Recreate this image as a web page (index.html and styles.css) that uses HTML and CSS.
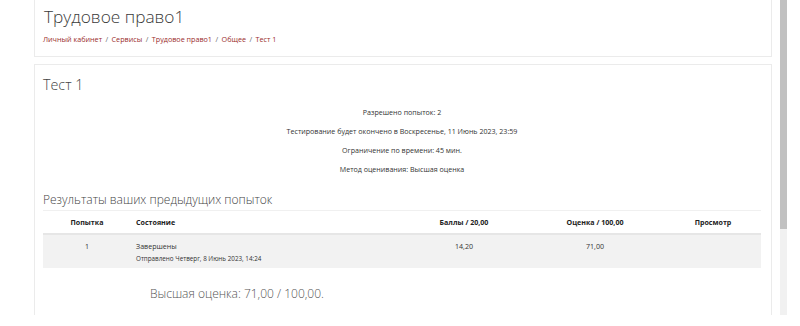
FILE: index.html
```html
<!DOCTYPE html>
<html lang="ru">
<head>
    <meta charset="UTF-8">
    <title>Трудовое право1: Тест 1</title>
    <link rel="stylesheet" href="styles.css">
</head>
<body>
    <div class="screen">
        <div class="page">
            <header class="card page-header">
                <h1 class="course-title">Трудовое право1</h1>
                <nav class="breadcrumb">
                    <a href="#">Личный кабинет</a> <span class="sep">/</span>
                    <a href="#">Сервисы</a> <span class="sep">/</span>
                    <a href="#">Трудовое право1</a> <span class="sep">/</span>
                    <a href="#">Общее</a> <span class="sep">/</span>
                    <a href="#">Тест 1</a>
                </nav>
            </header>

            <section class="card quiz">
                <h2 class="quiz-title">Тест 1</h2>
                <div class="quiz-info">
                    <p>Разрешено попыток: 2</p>
                    <p>Тестирование будет окончено в Воскресенье, 11 Июнь 2023, 23:59</p>
                    <p>Ограничение по времени: 45 мин.</p>
                    <p>Метод оценивания: Высшая оценка</p>
                </div>

                <h3 class="results-title">Результаты ваших предыдущих попыток</h3>
                <table class="attempts">
                    <thead>
                        <tr>
                            <th class="c-num">Попытка</th>
                            <th class="c-state">Состояние</th>
                            <th class="c-marks">Баллы / 20,00</th>
                            <th class="c-grade">Оценка / 100,00</th>
                            <th class="c-review">Просмотр</th>
                        </tr>
                    </thead>
                    <tbody>
                        <tr>
                            <td class="c-num">1</td>
                            <td class="c-state">Завершены<span class="submitted">Отправлено Четверг, 8 Июнь 2023, 14:24</span></td>
                            <td class="c-marks">14,20</td>
                            <td class="c-grade">71,00</td>
                            <td class="c-review"></td>
                        </tr>
                    </tbody>
                </table>

                <h3 class="best-grade">Высшая оценка: 71,00 / 100,00.</h3>
            </section>
        </div>
        <div class="scrollbar"><div class="thumb"></div></div>
    </div>
</body>
</html>
```

FILE: styles.css
```css
body {
    margin: 0;
    background: #fff;
    font-family: "Open Sans", sans-serif;
    color: #333;
}

.screen {
    display: flex;
    height: 315px;
    overflow: hidden;
}

.page {
    width: 780px;
    padding: 0 8px 0 34px;
    box-sizing: border-box;
}

.card {
    background: #fff;
    border: 1px solid #ebebeb;
}

.page-header {
    border-top: none;
    height: 57px;
    box-sizing: border-box;
    padding: 4px 0 0 9px;
}

.course-title {
    margin: 0;
    font-size: 17.3px;
    font-weight: 300;
    color: #3a3a3a;
    line-height: 26px;
}

.breadcrumb {
    margin-top: 3px;
    margin-left: -1px;
    font-size: 7.2px;
    line-height: 12px;
}

.breadcrumb a {
    color: #9b2d2d;
    text-decoration: none;
}

.breadcrumb .sep {
    color: #6a6a6a;
    margin: 0 1.6px;
}

.quiz {
    margin-top: 7px;
    height: 260px;
    padding: 10px 10px 0 8px;
    border-bottom: none;
}

.quiz-title {
    margin: 0;
    font-size: 14.3px;
    font-weight: 300;
    color: #444;
    line-height: 20px;
}

.quiz-info {
    text-align: center;
    font-size: 7.1px;
    color: #333;
    margin-top: 8px;
}

.quiz-info p {
    margin: 0;
    line-height: 19px;
}

.results-title {
    margin: 12px 0 0;
    font-size: 12px;
    font-weight: 300;
    color: #444;
    line-height: 17px;
}

.attempts {
    width: 100%;
    table-layout: fixed;
    border-collapse: collapse;
    margin-top: 2px;
    font-size: 7.1px;
    color: #333;
}

.attempts th {
    font-weight: 700;
    color: #222;
    height: 22px;
    border-top: 1px solid #f0f0f0;
    border-bottom: 2px solid #e6e6e6;
    padding: 0 5px;
}

.attempts td {
    background: #f2f2f2;
    height: 34px;
    vertical-align: top;
    padding: 6px 5px 0;
    box-sizing: border-box;
}

.c-num {
    width: 78px;
    text-align: center;
}

.c-state {
    text-align: left;
}

.c-marks {
    width: 112px;
    text-align: center;
}

.c-grade {
    width: 130px;
    text-align: center;
}

.c-review {
    width: 86px;
    text-align: center;
}

.submitted {
    display: block;
    font-size: 6.3px;
    margin-top: 3px;
}

.best-grade {
    margin: 17px 0 0 107px;
    font-size: 12px;
    font-weight: 300;
    color: #555;
}

.scrollbar {
    width: 7px;
    background: #f1f1f1;
}

.thumb {
    height: 229px;
    background: #c1c1c1;
}
```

* * * * *

Reproduce the material above in full, exactly, with no images.

### RESPONSE FOR THIS EXERCISE:
Recreate this image as a web page (index.html and styles.css) that uses HTML and CSS.
FILE: index.html
```html
<!DOCTYPE html>
<html lang="ru">
<head>
    <meta charset="UTF-8">
    <title>Трудовое право1: Тест 1</title>
    <link rel="stylesheet" href="styles.css">
</head>
<body>
    <div class="screen">
        <div class="page">
            <header class="card page-header">
                <h1 class="course-title">Трудовое право1</h1>
                <nav class="breadcrumb">
                    <a href="#">Личный кабинет</a> <span class="sep">/</span>
                    <a href="#">Сервисы</a> <span class="sep">/</span>
                    <a href="#">Трудовое право1</a> <span class="sep">/</span>
                    <a href="#">Общее</a> <span class="sep">/</span>
                    <a href="#">Тест 1</a>
                </nav>
            </header>

            <section class="card quiz">
                <h2 class="quiz-title">Тест 1</h2>
                <div class="quiz-info">
                    <p>Разрешено попыток: 2</p>
                    <p>Тестирование будет окончено в Воскресенье, 11 Июнь 2023, 23:59</p>
                    <p>Ограничение по времени: 45 мин.</p>
                    <p>Метод оценивания: Высшая оценка</p>
                </div>

                <h3 class="results-title">Результаты ваших предыдущих попыток</h3>
                <table class="attempts">
                    <thead>
                        <tr>
                            <th class="c-num">Попытка</th>
                            <th class="c-state">Состояние</th>
                            <th class="c-marks">Баллы / 20,00</th>
                            <th class="c-grade">Оценка / 100,00</th>
                            <th class="c-review">Просмотр</th>
                        </tr>
                    </thead>
                    <tbody>
                        <tr>
                            <td class="c-num">1</td>
                            <td class="c-state">Завершены<span class="submitted">Отправлено Четверг, 8 Июнь 2023, 14:24</span></td>
                            <td class="c-marks">14,20</td>
                            <td class="c-grade">71,00</td>
                            <td class="c-review"></td>
                        </tr>
                    </tbody>
                </table>

                <h3 class="best-grade">Высшая оценка: 71,00 / 100,00.</h3>
            </section>
        </div>
        <div class="scrollbar"><div class="thumb"></div></div>
    </div>
</body>
</html>
```

FILE: styles.css
```css
body {
    margin: 0;
    background: #fff;
    font-family: "Open Sans", sans-serif;
    color: #333;
}

.screen {
    display: flex;
    height: 315px;
    overflow: hidden;
}

.page {
    width: 780px;
    padding: 0 8px 0 34px;
    box-sizing: border-box;
}

.card {
    background: #fff;
    border: 1px solid #ebebeb;
}

.page-header {
    border-top: none;
    height: 57px;
    box-sizing: border-box;
    padding: 4px 0 0 9px;
}

.course-title {
    margin: 0;
    font-size: 17.3px;
    font-weight: 300;
    color: #3a3a3a;
    line-height: 26px;
}

.breadcrumb {
    margin-top: 3px;
    margin-left: -1px;
    font-size: 7.2px;
    line-height: 12px;
}

.breadcrumb a {
    color: #9b2d2d;
    text-decoration: none;
}

.breadcrumb .sep {
    color: #6a6a6a;
    margin: 0 1.6px;
}

.quiz {
    margin-top: 7px;
    height: 260px;
    padding: 10px 10px 0 8px;
    border-bottom: none;
}

.quiz-title {
    margin: 0;
    font-size: 14.3px;
    font-weight: 300;
    color: #444;
    line-height: 20px;
}

.quiz-info {
    text-align: center;
    font-size: 7.1px;
    color: #333;
    margin-top: 8px;
}

.quiz-info p {
    margin: 0;
    line-height: 19px;
}

.results-title {
    margin: 12px 0 0;
    font-size: 12px;
    font-weight: 300;
    color: #444;
    line-height: 17px;
}

.attempts {
    width: 100%;
    table-layout: fixed;
    border-collapse: collapse;
    margin-top: 2px;
    font-size: 7.1px;
    color: #333;
}

.attempts th {
    font-weight: 700;
    color: #222;
    height: 22px;
    border-top: 1px solid #f0f0f0;
    border-bottom: 2px solid #e6e6e6;
    padding: 0 5px;
}

.attempts td {
    background: #f2f2f2;
    height: 34px;
    vertical-align: top;
    padding: 6px 5px 0;
    box-sizing: border-box;
}

.c-num {
    width: 78px;
    text-align: center;
}

.c-state {
    text-align: left;
}

.c-marks {
    width: 112px;
    text-align: center;
}

.c-grade {
    width: 130px;
    text-align: center;
}

.c-review {
    width: 86px;
    text-align: center;
}

.submitted {
    display: block;
    font-size: 6.3px;
    margin-top: 3px;
}

.best-grade {
    margin: 17px 0 0 107px;
    font-size: 12px;
    font-weight: 300;
    color: #555;
}

.scrollbar {
    width: 7px;
    background: #f1f1f1;
}

.thumb {
    height: 229px;
    background: #c1c1c1;
}
```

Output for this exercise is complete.